## EXERCISE OBJECTIVE
Repeat the listing exactly as given, omitting every image.

## DATA SEGMENT
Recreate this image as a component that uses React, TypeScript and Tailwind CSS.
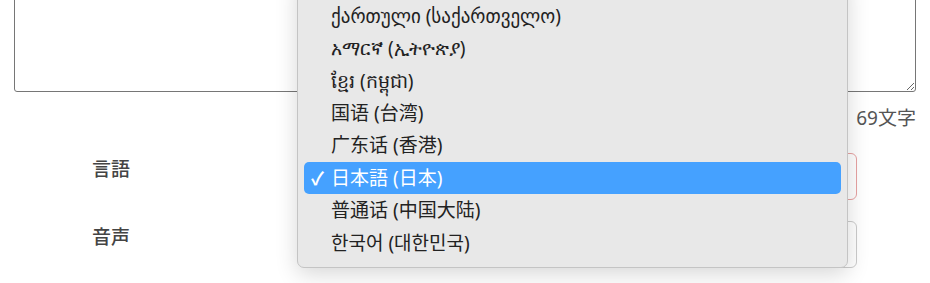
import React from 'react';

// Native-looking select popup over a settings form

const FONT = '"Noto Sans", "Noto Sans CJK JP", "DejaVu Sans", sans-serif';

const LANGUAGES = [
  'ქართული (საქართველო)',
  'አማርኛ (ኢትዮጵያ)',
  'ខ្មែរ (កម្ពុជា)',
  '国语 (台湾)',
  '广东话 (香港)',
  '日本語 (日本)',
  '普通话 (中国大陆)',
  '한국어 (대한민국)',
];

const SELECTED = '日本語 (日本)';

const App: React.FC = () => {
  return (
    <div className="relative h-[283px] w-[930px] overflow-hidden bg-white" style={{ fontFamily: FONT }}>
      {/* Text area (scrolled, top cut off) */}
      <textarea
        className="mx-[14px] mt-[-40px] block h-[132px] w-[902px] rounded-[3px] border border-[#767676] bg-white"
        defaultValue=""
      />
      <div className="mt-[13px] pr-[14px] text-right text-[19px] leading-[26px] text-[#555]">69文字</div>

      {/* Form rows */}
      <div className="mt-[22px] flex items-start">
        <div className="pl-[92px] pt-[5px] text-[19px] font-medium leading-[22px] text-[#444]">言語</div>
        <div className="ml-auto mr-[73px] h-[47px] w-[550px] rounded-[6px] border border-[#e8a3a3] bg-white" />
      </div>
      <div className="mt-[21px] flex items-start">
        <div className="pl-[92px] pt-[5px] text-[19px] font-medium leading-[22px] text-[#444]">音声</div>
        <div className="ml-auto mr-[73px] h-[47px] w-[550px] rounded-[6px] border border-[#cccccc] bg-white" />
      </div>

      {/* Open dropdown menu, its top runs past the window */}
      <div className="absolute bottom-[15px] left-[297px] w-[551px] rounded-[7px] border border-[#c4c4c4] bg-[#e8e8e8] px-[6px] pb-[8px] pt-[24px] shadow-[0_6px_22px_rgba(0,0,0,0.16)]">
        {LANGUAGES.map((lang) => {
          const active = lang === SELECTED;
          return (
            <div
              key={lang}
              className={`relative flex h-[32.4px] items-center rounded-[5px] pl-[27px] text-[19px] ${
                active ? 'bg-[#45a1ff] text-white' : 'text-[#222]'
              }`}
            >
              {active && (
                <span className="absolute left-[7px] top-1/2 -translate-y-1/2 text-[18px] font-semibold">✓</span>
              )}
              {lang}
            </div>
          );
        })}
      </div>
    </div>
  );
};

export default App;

## EXERCISE RESULT
Recreate this image as a component that uses React, TypeScript and Tailwind CSS.
import React from 'react';

// Native-looking select popup over a settings form

const FONT = '"Noto Sans", "Noto Sans CJK JP", "DejaVu Sans", sans-serif';

const LANGUAGES = [
  'ქართული (საქართველო)',
  'አማርኛ (ኢትዮጵያ)',
  'ខ្មែរ (កម្ពុជា)',
  '国语 (台湾)',
  '广东话 (香港)',
  '日本語 (日本)',
  '普通话 (中国大陆)',
  '한국어 (대한민국)',
];

const SELECTED = '日本語 (日本)';

const App: React.FC = () => {
  return (
    <div className="relative h-[283px] w-[930px] overflow-hidden bg-white" style={{ fontFamily: FONT }}>
      {/* Text area (scrolled, top cut off) */}
      <textarea
        className="mx-[14px] mt-[-40px] block h-[132px] w-[902px] rounded-[3px] border border-[#767676] bg-white"
        defaultValue=""
      />
      <div className="mt-[13px] pr-[14px] text-right text-[19px] leading-[26px] text-[#555]">69文字</div>

      {/* Form rows */}
      <div className="mt-[22px] flex items-start">
        <div className="pl-[92px] pt-[5px] text-[19px] font-medium leading-[22px] text-[#444]">言語</div>
        <div className="ml-auto mr-[73px] h-[47px] w-[550px] rounded-[6px] border border-[#e8a3a3] bg-white" />
      </div>
      <div className="mt-[21px] flex items-start">
        <div className="pl-[92px] pt-[5px] text-[19px] font-medium leading-[22px] text-[#444]">音声</div>
        <div className="ml-auto mr-[73px] h-[47px] w-[550px] rounded-[6px] border border-[#cccccc] bg-white" />
      </div>

      {/* Open dropdown menu, its top runs past the window */}
      <div className="absolute bottom-[15px] left-[297px] w-[551px] rounded-[7px] border border-[#c4c4c4] bg-[#e8e8e8] px-[6px] pb-[8px] pt-[24px] shadow-[0_6px_22px_rgba(0,0,0,0.16)]">
        {LANGUAGES.map((lang) => {
          const active = lang === SELECTED;
          return (
            <div
              key={lang}
              className={`relative flex h-[32.4px] items-center rounded-[5px] pl-[27px] text-[19px] ${
                active ? 'bg-[#45a1ff] text-white' : 'text-[#222]'
              }`}
            >
              {active && (
                <span className="absolute left-[7px] top-1/2 -translate-y-1/2 text-[18px] font-semibold">✓</span>
              )}
              {lang}
            </div>
          );
        })}
      </div>
    </div>
  );
};

export default App;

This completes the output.